8 RETENTION OF TITLE
The following provisions shall apply to all goods which under the Contract the Company agrees to supply to the Customer. No failure by the Company to enforce strict compliance by the Customer with such provisions shall constitute a waiver thereof and no termination of the Contract shall prejudice limit or extinguish the Company’s rights under this paragraph.

(i) Goods remaining on the Company’s premises shall remain the property of the Company until the full purchase price has been paid.

(ii) Upon delivery of the goods the Customer shall hold the goods solely as bailee for the Company and the goods shall remain the property of the Company until such time as the Customer shall have paid to the Company the full purchase price thereof. Until such time the Company shall be entitled to recover the goods or any part thereof and for the purpose of exercising such rights the Company its employees and agents with appropriate transport may enter upon the Customer’s premises and other location where the goods are situated and the following shall apply to goods within this paragraph.

(iii)The Customer is hereby granted a licence by the Company to incorporate the goods in any other products.

(iv) The Customer is hereby licensed to sell on the goods and any products incorporating any of them.
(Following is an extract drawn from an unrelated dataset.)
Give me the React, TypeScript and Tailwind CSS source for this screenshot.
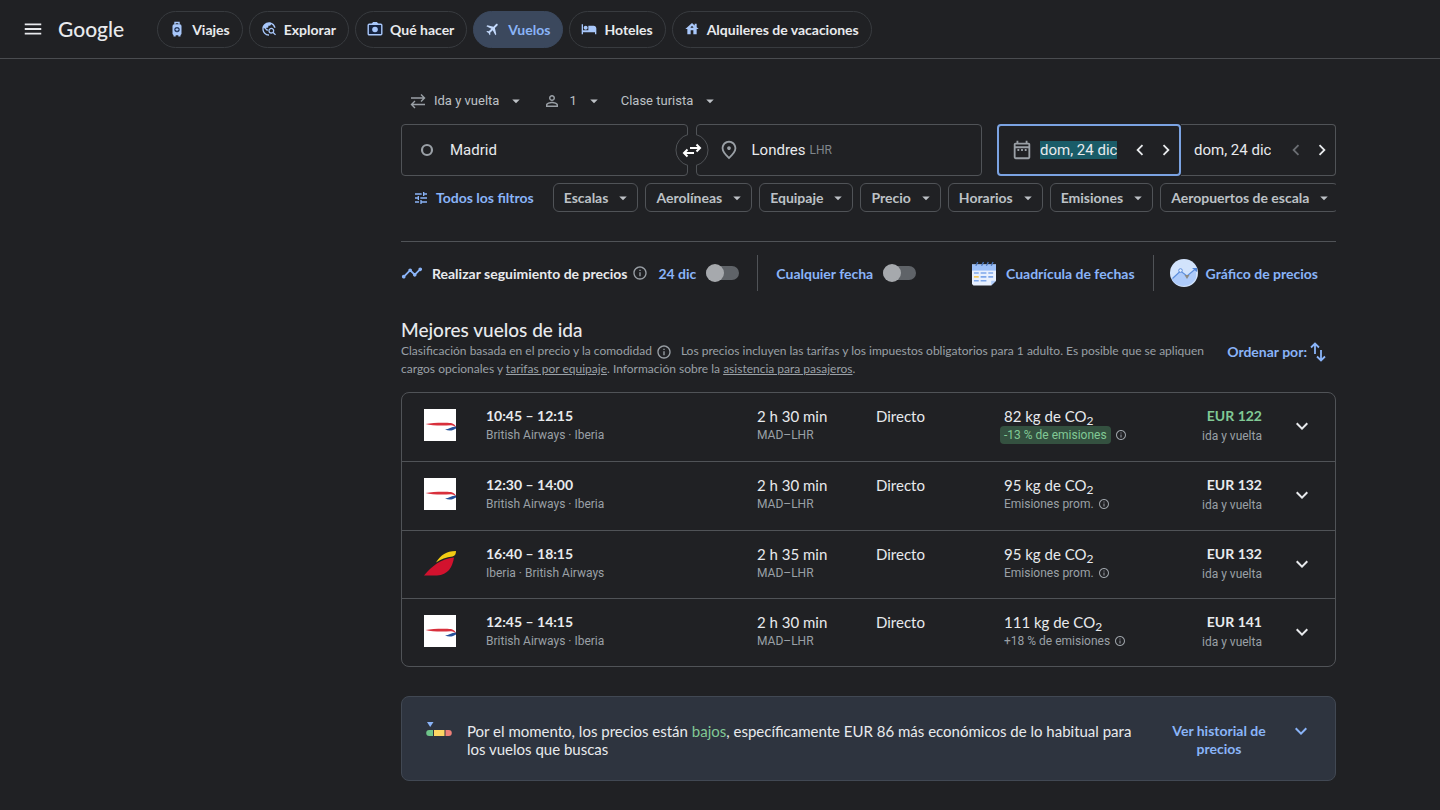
import React from 'react';
import {
  MdArrowDropDown,
  MdChevronLeft,
  MdChevronRight,
  MdFlight,
  MdHotel,
  MdHouse,
  MdInfoOutline,
  MdKeyboardArrowDown,
  MdMenu,
  MdOutlineDateRange,
  MdOutlinePlace,
  MdPersonOutline,
  MdTimeline,
  MdTravelExplore,
  MdTune,
} from 'react-icons/md';

interface Flight {
  airline: 'ba' | 'iberia';
  times: string;
  carriers: string;
  duration: string;
  co2: string;
  emissions: string;
  price: string;
  best?: boolean;
}

const flights: Flight[] = [
  { airline: 'ba', times: '10:45 – 12:15', carriers: 'British Airways · Iberia', duration: '2 h 30 min', co2: '82', emissions: '-13 % de emisiones', price: 'EUR 122', best: true },
  { airline: 'ba', times: '12:30 – 14:00', carriers: 'British Airways · Iberia', duration: '2 h 30 min', co2: '95', emissions: 'Emisiones prom.', price: 'EUR 132' },
  { airline: 'iberia', times: '16:40 – 18:15', carriers: 'Iberia · British Airways', duration: '2 h 35 min', co2: '95', emissions: 'Emisiones prom.', price: 'EUR 132' },
  { airline: 'ba', times: '12:45 – 14:15', carriers: 'British Airways · Iberia', duration: '2 h 30 min', co2: '111', emissions: '+18 % de emisiones', price: 'EUR 141' },
];

const filters = ['Escalas', 'Aerolíneas', 'Equipaje', 'Precio', 'Horarios', 'Emisiones', 'Aeropuertos de escala'];

function SuitcaseIcon() {
  return (
    <svg width="16" height="16" viewBox="0 0 16 16" fill="none">
      <path d="M6 3.500V1.500h4v2" stroke="#a8c7fa" strokeWidth="1.400" />
      <rect x="3.500" y="3.200" width="9" height="11" rx="1.800" fill="#a8c7fa" />
      <path d="M4.500 14h2.200v1.500H4.500zM9.300 14h2.200v1.500H9.300z" fill="#a8c7fa" />
      <circle cx="8" cy="8.600" r="2.700" fill="#24385c" />
      <path d="M8 6.600l.7 1.300 1.300.7-1.300.7L8 10.600l-.7-1.300-1.300-.7 1.300-.7z" fill="#a8c7fa" />
    </svg>
  );
}

function CameraIcon() {
  return (
    <svg width="16" height="16" viewBox="0 0 16 16" fill="none">
      <path d="M5 3l1-1.500h4L11 3" fill="#a8c7fa" stroke="#a8c7fa" />
      <rect x="1.200" y="3.200" width="13.600" height="10.600" rx="1" fill="#15233f" stroke="#a8c7fa" strokeWidth="1.400" />
      <circle cx="8" cy="8.500" r="2.800" fill="#a8c7fa" />
    </svg>
  );
}

const navItems = [
  { label: 'Viajes', icon: <SuitcaseIcon /> },
  { label: 'Explorar', icon: <MdTravelExplore size={16} color="#a8c7fa" /> },
  { label: 'Qué hacer', icon: <CameraIcon /> },
  { label: 'Vuelos', icon: <MdFlight size={16} color="#c3d9fb" className="rotate-45" />, active: true },
  { label: 'Hoteles', icon: <MdHotel size={16} color="#a8c7fa" /> },
  { label: 'Alquileres de vacaciones', icon: <MdHouse size={16} color="#a8c7fa" /> },
];

function AirlineLogo({ airline }: { airline: Flight['airline'] }) {
  if (airline === 'iberia') {
    return (
      <svg width="32" height="32" viewBox="0 0 32 32" role="img" aria-label="Iberia">
        <path d="M0 28.500C8 19 17 11.500 30 10.500 28.500 20 24 28 13 28.500z" fill="#d2122e" />
        <path d="M12 15.500C17 8 22 4 32 4c0 3-1 5-3.500 5.500C22 10 17 12 12 15.500z" fill="#f2cb13" />
      </svg>
    );
  }
  return (
    <svg width="32" height="32" viewBox="0 0 32 32" role="img" aria-label="British Airways">
      <path d="M0 0h32v32H0z" fill="#fff" />
      <path d="M1.500 15C9 13.400 22 13.400 27 14c3 .6 4.700 2.200 5 5-1.200-1.800-2.600-2.700-5-2.700C18 16.800 8 16.800 1.500 15z" fill="#d8303c" />
      <path d="M21 20.500c4-.4 6-2.900 11-3.100v2c-3 2-6.500 2.800-11 1.100z" fill="#24509a" />
    </svg>
  );
}

function Select({ label, value }: { label: string; value: string }) {
  return (
    <div className="relative flex items-center">
      <select
        aria-label={label}
        defaultValue={value}
        className="appearance-none field-sizing-content bg-transparent pr-[26px] text-[13px] leading-5 text-[#bdc1c6] outline-none"
      >
        <option>{value}</option>
      </select>
      <MdArrowDropDown size={18} className="pointer-events-none absolute right-0 text-[#bdc1c6]" />
    </div>
  );
}

function Toggle({ label }: { label: string }) {
  return (
    <label className="flex items-center gap-[10px] font-bold text-[#8ab4f8]">
      {label}
      <input
        type="checkbox"
        role="switch"
        className="relative h-[14px] w-[33px] appearance-none rounded-full bg-[#5f6368] before:absolute before:-top-[2px] before:left-0 before:size-[18px] before:rounded-full before:bg-[#a6a9ad]"
      />
    </label>
  );
}

function DateField({ label, focused }: { label: string; focused?: boolean }) {
  return (
    <div
      className={
        focused
          ? 'flex w-[184px] items-center rounded border-2 border-[#7ba3e2] pl-3'
          : 'flex flex-1 items-center rounded-r border border-l-0 border-[#505357] pl-[13px]'
      }
    >
      {focused && <MdOutlineDateRange size={22} className="mr-[7px] text-[#9aa0a6]" />}
      <input
        aria-label={label}
        defaultValue="dom, 24 dic"
        className={`field-sizing-content text-[15px] leading-[18px] text-[#e8eaed] outline-none ${focused ? 'bg-[#1a5c68]' : ''}`}
      />
      <button aria-label="Día anterior" className={`ml-auto flex w-[26px] justify-center ${focused ? '' : 'text-[#6b6e73]'}`}>
        <MdChevronLeft size={22} />
      </button>
      <button aria-label="Día siguiente" className="flex w-[26px] justify-center">
        <MdChevronRight size={22} />
      </button>
    </div>
  );
}

function FlightRow({ flight }: { flight: Flight }) {
  return (
    <li className="flex items-start border-[#505357] pt-[13px] pr-[21px] pl-[22px] not-first:border-t">
      <div className="mt-[3px]">
        <AirlineLogo airline={flight.airline} />
      </div>
      <div className="ml-[30px] flex-1">
        <div className="text-[14px] leading-5 font-bold">{flight.times}</div>
        <div className="font-[Roboto] text-xs leading-[18px] text-[#9aa0a6]">{flight.carriers}</div>
      </div>
      <div className="w-[119px]">
        <div className="leading-5">{flight.duration}</div>
        <div className="font-[Roboto] text-xs leading-[18px] text-[#9aa0a6]">MAD–LHR</div>
      </div>
      <div className="w-32 leading-5">Directo</div>
      <div className="w-40">
        <div className="leading-5">
          {flight.co2} kg de CO<sub className="-bottom-[3px] text-xs">2</sub>
        </div>
        <div className="flex items-center gap-1 font-[Roboto] text-xs leading-[18px] text-[#9aa0a6]">
          {flight.best ? (
            <span className="-ml-1 rounded-sm bg-[#345140] px-1 text-[#81c995]">{flight.emissions}</span>
          ) : (
            <span>{flight.emissions}</span>
          )}
          <MdInfoOutline size={12} />
        </div>
      </div>
      <div className="w-[98px] text-right">
        <div className={`text-[14px] leading-5 font-bold ${flight.best ? 'text-[#81c995]' : ''}`}>{flight.price}</div>
        <div className="font-[Roboto] text-xs leading-5 text-[#9aa0a6]">ida y vuelta</div>
      </div>
      <button aria-label="Ver detalles del vuelo" className="mt-[8px] ml-[28px]">
        <MdKeyboardArrowDown size={24} />
      </button>
    </li>
  );
}

export default function App() {
  return (
    <div className="min-h-screen bg-[#202124] font-[Lato,sans-serif] text-[15px] text-[#e8eaed]">
      <header className="flex h-[59px] items-center border-b border-[#4a4c50] pl-[22px]">
        <button aria-label="Menú principal">
          <MdMenu size={22} />
        </button>
        <a href="#" className="ml-[14px] text-[21px] leading-7 font-medium">
          Google
        </a>
        <nav className="ml-[33px] flex gap-[6px] whitespace-nowrap">
          {navItems.map((item) => (
            <a
              key={item.label}
              href="#"
              className={`flex h-[37px] items-center gap-[7px] rounded-full border pr-3 pl-[11px] text-[14px] font-bold ${
                item.active ? 'border-[#3b485d] bg-[#3b485d] text-[#8ab4f8]' : 'border-[#383b3f]'
              }`}
            >
              {item.icon}
              {item.label}
            </a>
          ))}
        </nav>
      </header>

      <main className="pr-[104px] pl-[401px]">
        <div className="mt-8 flex items-center font-[Roboto] text-[#9aa0a6]">
          <svg width="16" height="16" viewBox="0 0 16 16" fill="none" stroke="currentColor" strokeWidth="1.400" className="ml-[9px]">
            <path d="M1 5h13.500M11 1.500L14.500 5 11 8.500M15 11.500H1.500M5 8l-3.500 3.500L5 15" />
          </svg>
          <div className="ml-2">
            <Select label="Tipo de billete" value="Ida y vuelta" />
          </div>
          <MdPersonOutline size={18} className="mr-2 ml-[18px]" />
          <Select label="Pasajeros" value="1" />
          <div className="ml-[18px]">
            <Select label="Clase" value="Clase turista" />
          </div>
        </div>

        <div className="mt-[13px] flex h-[52px] gap-[15px] font-[Roboto]">
          <div className="relative grid flex-1 grid-cols-2 gap-2">
            <div className="flex items-center rounded border border-[#505357] pl-[18px]">
              <svg width="14" height="14" viewBox="0 0 14 14" className="mr-4 shrink-0">
                <circle cx="7" cy="7" r="5" fill="none" stroke="#9aa0a6" strokeWidth="2.200" />
              </svg>
              <input aria-label="Origen" defaultValue="Madrid" className="w-full text-[15px] outline-none" />
            </div>
            <div className="flex items-center rounded border border-[#505357] pl-[21px]">
              <MdOutlinePlace size={22} className="mr-3 shrink-0 text-[#9aa0a6]" />
              <input aria-label="Destino" defaultValue="Londres" className="field-sizing-content text-[15px] outline-none" />
              <span className="ml-1 text-xs text-[#80868b]">LHR</span>
            </div>
            <button aria-label="Intercambiar origen y destino" className="absolute top-1/2 left-1/2 -translate-1/2">
              <svg width="34" height="34" viewBox="0 0 34 34" fill="none">
                <circle cx="17" cy="17" r="16" fill="#202124" />
                <path d="M13 1.500a16 16 0 0 0 0 31M21 1.500a16 16 0 0 1 0 31" stroke="#505357" />
                <path d="M15 15h10M21.500 11.500L25 15l-3.500 3.500M19 20H9M12.500 16.500L9 20l3.500 3.500" stroke="#fff" strokeWidth="2" />
              </svg>
            </button>
          </div>
          <div className="flex w-[339px]">
            <DateField label="Salida" focused />
            <DateField label="Vuelta" />
          </div>
        </div>

        <div className="mt-[7px] flex gap-[7px] overflow-hidden text-[14px] font-bold whitespace-nowrap text-[#bdc1c6]">
          <button className="mr-3 ml-3 flex shrink-0 items-center gap-[7px] text-[#8ab4f8]">
            <MdTune size={16} />
            Todos los filtros
          </button>
          {filters.map((filter) => (
            <button
              key={filter}
              aria-haspopup="dialog"
              className="flex h-[29px] shrink-0 items-center gap-[6px] rounded-md border border-[#505357] pr-[5px] pl-[10px]"
            >
              {filter}
              <MdArrowDropDown size={18} />
            </button>
          ))}
        </div>

        <hr className="mt-[29px] border-[#505357]" />

        <div className="mt-[13px] flex h-9 items-center text-[14px] font-bold whitespace-nowrap">
          <MdTimeline size={22} color="#8ab4f8" className="mr-[9px]" />
          Realizar seguimiento de precios
          <MdInfoOutline size={16} className="mr-[10px] ml-[5px] text-[#9aa0a6]" />
          <Toggle label="24 dic" />
          <div className="mx-[18px] h-full w-px bg-[#505357]" />
          <Toggle label="Cualquier fecha" />
          <button className="ml-auto flex items-center gap-[10px] text-[#8ab4f8]">
            <svg width="24" height="25" viewBox="0 0 25 26" fill="none">
              <path d="M0 3.500h25v17l-5 5H1.500L0 24z" fill="#e8f0fe" />
              <path d="M0 3.500h25V10H0z" fill="#9dc0f8" />
              <path d="M4 5l2-4M10 5l2-4M15 5l2-4M20 5l2-4" stroke="#4a76bd" strokeWidth="1.400" />
              <path d="M9 12.500h6M17 12.500h5M9 16.500h6M17 16.500h5M2 20.500h5M9 20.500h6M2 12.500h5" stroke="#7da6ea" strokeWidth="1.600" />
              <path d="M2 16.500h5" stroke="#f3c34c" strokeWidth="1.600" />
              <path d="M20 25.500v-5h5z" fill="#aecbfa" />
            </svg>
            Cuadrícula de fechas
          </button>
          <div className="mr-4 ml-[18px] h-full w-px bg-[#505357]" />
          <button className="mr-[18px] flex items-center gap-2 text-[#8ab4f8]">
            <svg width="28" height="28" viewBox="0 0 28 28" fill="none">
              <circle cx="14" cy="14" r="14" fill="#d2e3fc" />
              <path d="M2 20l8-8 7 5.500 9-7.500v9A14 14 0 0 1 2 21z" fill="#aecbfa" />
              <path d="M2.500 19.500L10.500 12l6.500 5 9-7.500" stroke="#5e8fdc" strokeWidth="1.200" />
              <circle cx="10.500" cy="11.500" r="1.800" fill="#e8f0fe" stroke="#5e8fdc" />
              <path d="M22 9h5v4z" fill="#4f84d8" />
              <path d="M14.500 16h5L17 20z" fill="#8c8a84" />
            </svg>
            Gráfico de precios
          </button>
        </div>

        <div className="mt-[27px] flex items-end justify-between">
          <div className="flex-1">
            <h1 className="text-[19px] leading-6 font-medium">Mejores vuelos de ida</h1>
            <p className="text-xs leading-[18px] text-[#9aa0a6]">
              Clasificación basada en el precio y la comodidad
              <MdInfoOutline size={16} className="mr-[9px] ml-[4px] inline-block align-middle" />
              Los precios incluyen las tarifas y los impuestos obligatorios para 1 adulto. Es posible que se apliquen
              cargos opcionales y{' '}
              <a href="#" className="underline">
                tarifas por equipaje
              </a>
              . Información sobre la{' '}
              <a href="#" className="underline">
                asistencia para pasajeros
              </a>
              .
            </p>
          </div>
          <button className="mr-[10px] mb-4 ml-2 flex items-center gap-[3px] text-[14px] leading-5 font-bold text-[#8ab4f8]">
            Ordenar por:
            <svg width="16" height="20" viewBox="0 0 16 20" fill="none" stroke="currentColor" strokeWidth="1.800">
              <path d="M5 12V2M1 5.500L5 1.500l4 4M11 8v10M7 14.500l4 4 4-4" />
            </svg>
          </button>
        </div>

        <ul className="mt-[14px] grid min-h-[275px] auto-rows-fr rounded-lg border border-[#505357]">
          {flights.map((flight) => (
            <FlightRow key={flight.times} flight={flight} />
          ))}
        </ul>

        <section className="mt-[29px] flex min-h-[85px] items-start rounded-lg border border-[#414853] bg-[#2e343f] pt-[25px] pr-[22px] pl-6 leading-[18px]">
          <svg width="26" height="15" viewBox="0 0 26 15" className="mr-[15px] shrink-0">
            <path d="M1 0h6.500L4.200 5z" fill="#8ab4f8" />
            <path d="M3.200 8H7v6H3.200a3 3 0 0 1 0-6z" fill="#6fc58a" />
            <path d="M8 8h10.500v6H8z" fill="#fdd663" />
            <path d="M19.500 8h3.300a3 3 0 0 1 0 6h-3.300z" fill="#ee8078" />
          </svg>
          <p className="flex-1">
            Por el momento, los precios están <span className="text-[#81c995]">bajos</span>, específicamente EUR 86 más
            económicos de lo habitual para los vuelos que buscas
          </p>
          <button className="mr-3 ml-2 w-[116px] px-2 text-[14px] font-bold text-[#8ab4f8]">Ver historial de precios</button>
          <button aria-label="Mostrar historial" className="-mt-[3px] text-[#8ab4f8]">
            <MdKeyboardArrowDown size={24} />
          </button>
        </section>
      </main>
    </div>
  );
}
The Customer shall, immediately upon receipt of the proceeds of sale, and whether or not payment has become due under clause 5 hereof, remit to the Company the full purchase price of the goods sold on less any part thereof which has already been and until such amount has been so remitted shall hold such amount as trustee and agent for the Company.

(v) The Customer shall maintain all appropriate insurance in respect of the goods from the date or dates on which the risk therein passes to him in the event of any loss or damage occurring while the goods remain the property of the Company the Customer shall immediately on receipt of the insurance monies, remit to the Company the full purchase price of the goods lost or damaged less any part thereof which has already been paid and until such amount has been so remitted shall hold such amount as trustee and agent for the Company.

(vi) The licences granted under sub-paragraphs (ii) and (iii) above shall be terminable forthwith at any time upon notice by the Company to the Customer.

9 NEGLIGENCE
Save as herein before provided and subject to the provisions of section 2(i) of the Unfair Contract Terms Act 1977 the Company shall not be liable to the Customer for any damage or for any direct or consequential loss incurred by the Customer in consequence of any negligence on the part of the Company or negligence or wilful default on the part of its servants or agents in or in connection with the supply of any goods or the design or manufacture thereof or in the carrying out of any work or the provision of any information.

10 CONSUMER PROTECTION ACT
Nothing in these Conditions shall exclude or restrict any liability that the Company may have by virtue of the Consumer Protection Act 1987.

11 PROPER LAW AND HEADINGS
(a) The proper law of all contracts with the Company shall be English Law which shall govern in all respects the construction and effects of such contracts and of these Conditions. The Customer agrees that in the event of any dispute arising out of the Contract or the performance thereof he will submit to the jurisdiction of the English Courts.

(b) The headings in these conditions are for convenience of reference only and shall not affect their interpretation.